The result obtained on the synthetic volumes. Reference spherical volume is labeled with white color, the blue contour represents the boundary of the target ellipsoid, and the displacement field from sphere to ellipsoid is indicated with arrows in red color

3.3 Experiments on MRI Brain Tumor Follow-up Volumes

3.3.1 The Data

MR images of a brain tumor patient (Glioblastoma Multiforme), obtained by 1.5T MRI scanner at high resolution (\(\thickapprox\) 0.5 ×0.5 ×1.0 mm) contiguous axial T1 weighted 3D SPGR (TE/TR = 3.16s/8.17s, FA = 25 ∘ ) sequence acquired after IV injection of 10cc 0.5M Multihance Gd, is used for validation study. The sample slices of the baseline and the follow-up volume, obtained 35 days after, are given in Figs. 1 and 2.

3.3.2 Preprocessing MRI Volumes

Statistical Parametric Mapping (SPM) software,Footnote 1 distributed by Wellcome Trust Centre for Neuroimaging, London, which gives accurate results in brain volumes with tumors, is used for standard operations such as: rigid registration, segmentation, and smoothing. Specifically, the following preprocessing operations are applied to the data before the execution of the deformable registration:

  • Follow-up volume is registered to the baseline volume using co-register function of SPM8.

  • White matter (WM) and gray matter (GM) segmentations (P > 0. 5) are obtained for both volumes using SPM8.

  • Tumors in both volumes are segmented using the Tumor-cut algorithm [5].

  • For each of the volumes, Tumor, WM and GM segmentations are combined using: \(\Omega _{\mathrm{Tumor}} \cup \Omega _{\mathrm{WM}} \cup \Omega _{\mathrm{GM}}\).

  • Each combined binary volume is smoothed by smooth function of the SPM8 with a Gaussian kernel having 8 ×8 ×8 mm full width at half maximum.

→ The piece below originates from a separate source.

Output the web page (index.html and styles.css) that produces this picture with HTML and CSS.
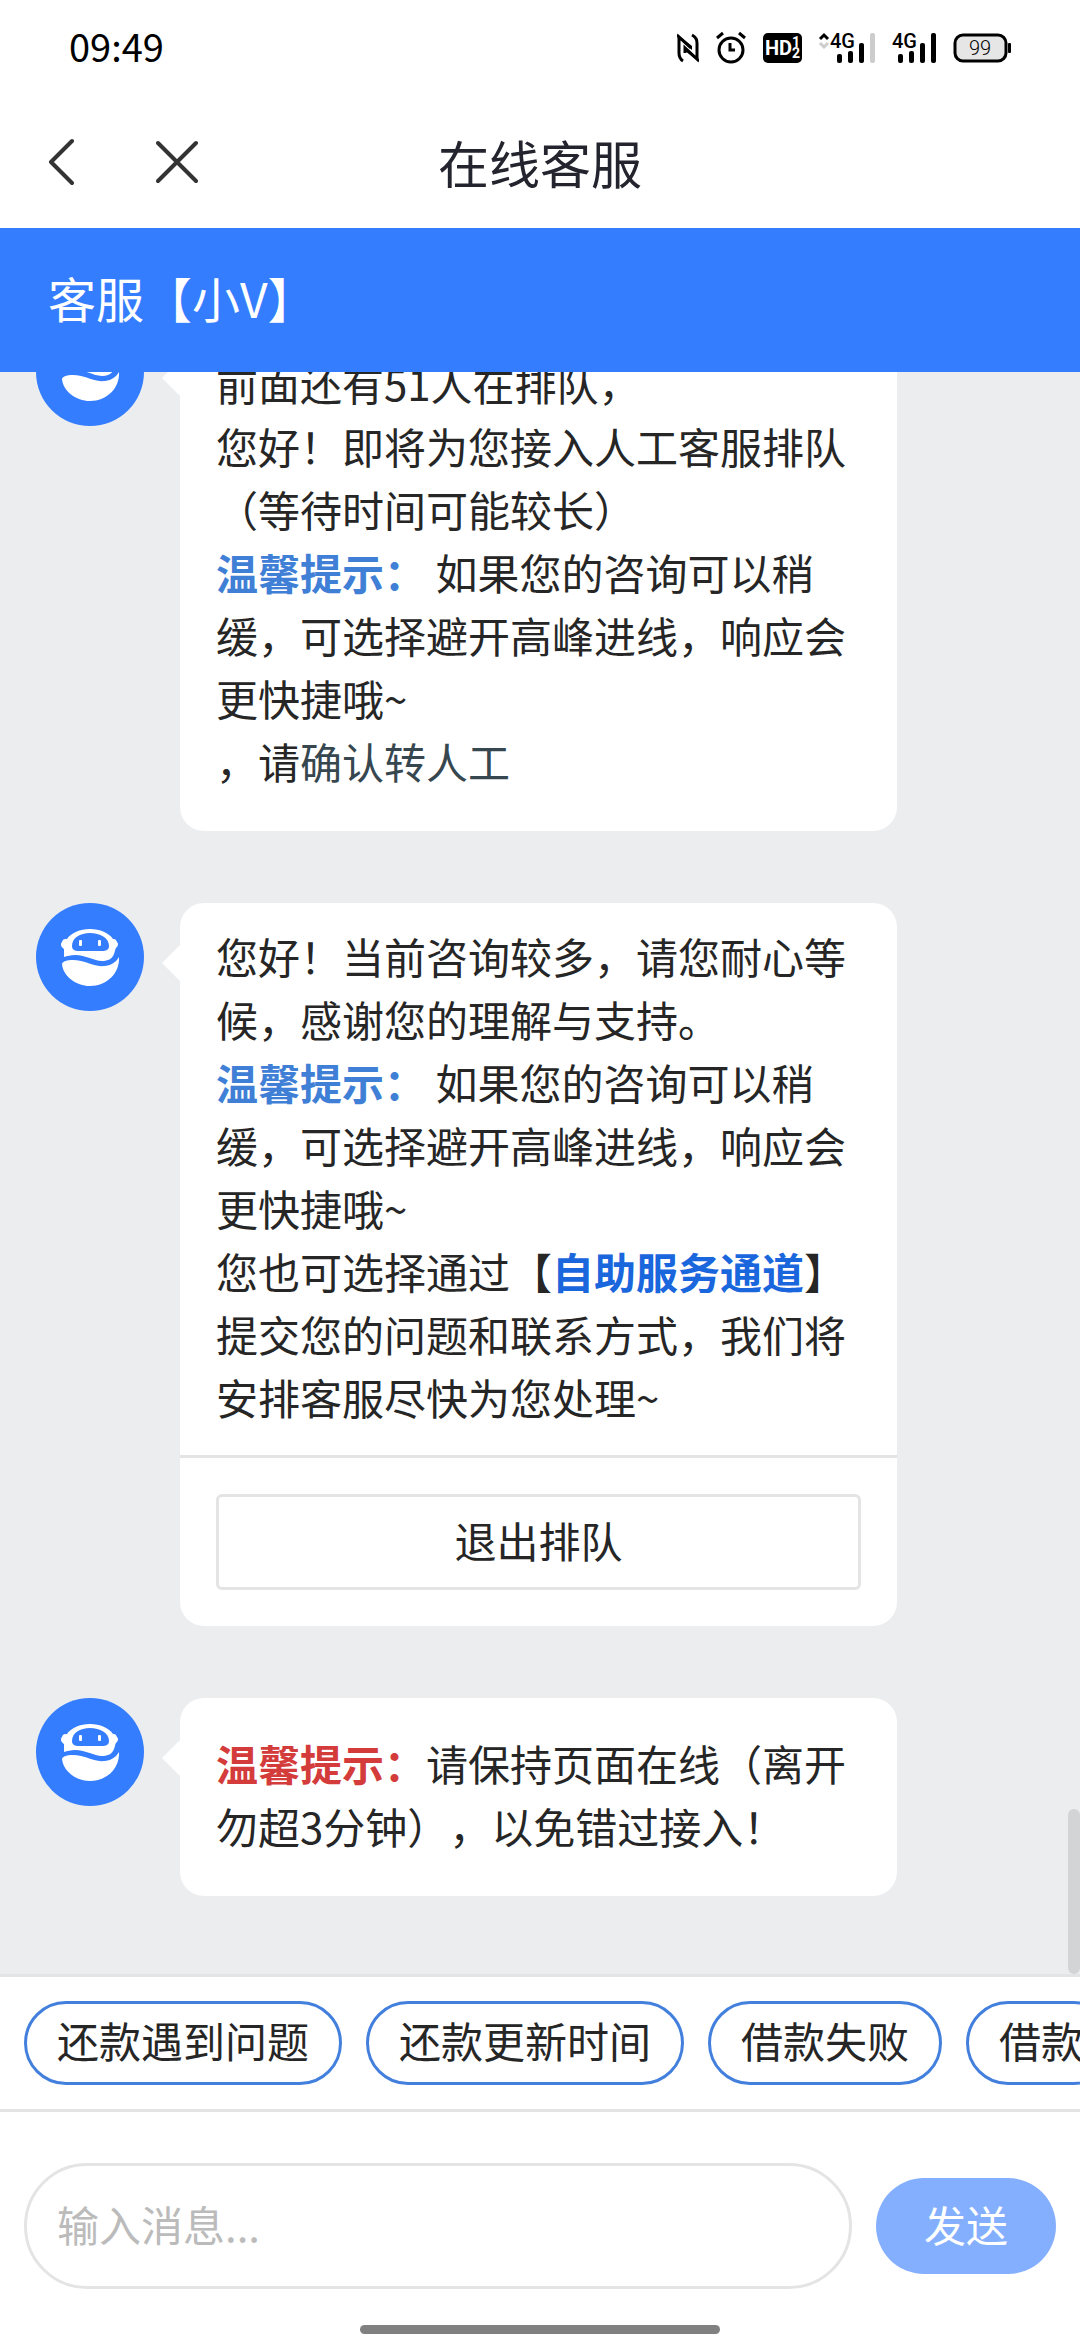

  • Finally, binary maps are converted to isotropic voxels (1 ×1 ×1 mm).

3.3.3 Results

Sample slices of the result obtained on tumor patient data are shown in Fig. 7. Intense displacement on the hemisphere with tumor, due to the mass effect, can be observed. At the bottom of the sub-figure on the right, displacement of the sulci due to the increased cerebrospinal fluid (CSF) pressure can be seen. Also, the increase in the CSF pressure results slight displacements at the ventricles of the healthy hemisphere, on the top. Displacement field, overlayed on a sample axial slice of the reference MRI in high resolution, is given in Fig. 8. The mass effect around the tumor is clearly observed. A closer look to the ventricle at the hemisphere without tumor depicts the displacement due to the expansion of the ventricle. When we focus on the displacement around the tumor as in Fig. 9, the displacement caused by the mass-effect (at the top) and the tumor growth (on the right) can be observed. The vectors at the bottom-left of the tumor explains the local shrinkage of the tumor as a tissue displacement.

Fig. 7
figure 7

Sample slices of the result obtained on tumor patient data in 3 ×3 ×3 mm voxel size. Binarized brain tissue of the reference volume is labeled in white color, the blue contour indicates the boundary of the target volume, and the displacement field is indicated with arrows in red

Fig. 8
figure 8

Displacement field (in red) overlayed on a sample MRI slice of the reference volume, with the boundary of the target volume indicated with the blue contour. A closer look to the ventricle of the hemisphere without tumor

Fig. 9
figure 9

A closer look to the tumor where the baseline tumor volume is labeled with white color, the follow-up tumor boundary is indicated with blue contour and the displacement field is overlayed with red arrows

4 Discussion and Conclusions

A method to register the brain tissues in baseline and follow-up MRI volumes using finite deformation models is presented. Implementations on synthetic and patient data, with only minimal user interaction, provide promising results, which might have relevant use in clinical problems. Publicly available state-of-the-art algorithms for the rigid registration and tissue/tumor segmentation are able to provide highly accurate outputs, which is a necessity to obtain an accurate displacement field. Accuracy of the method could be increased by improving the data term, such as by adding vessel correspondences or manual landmarks.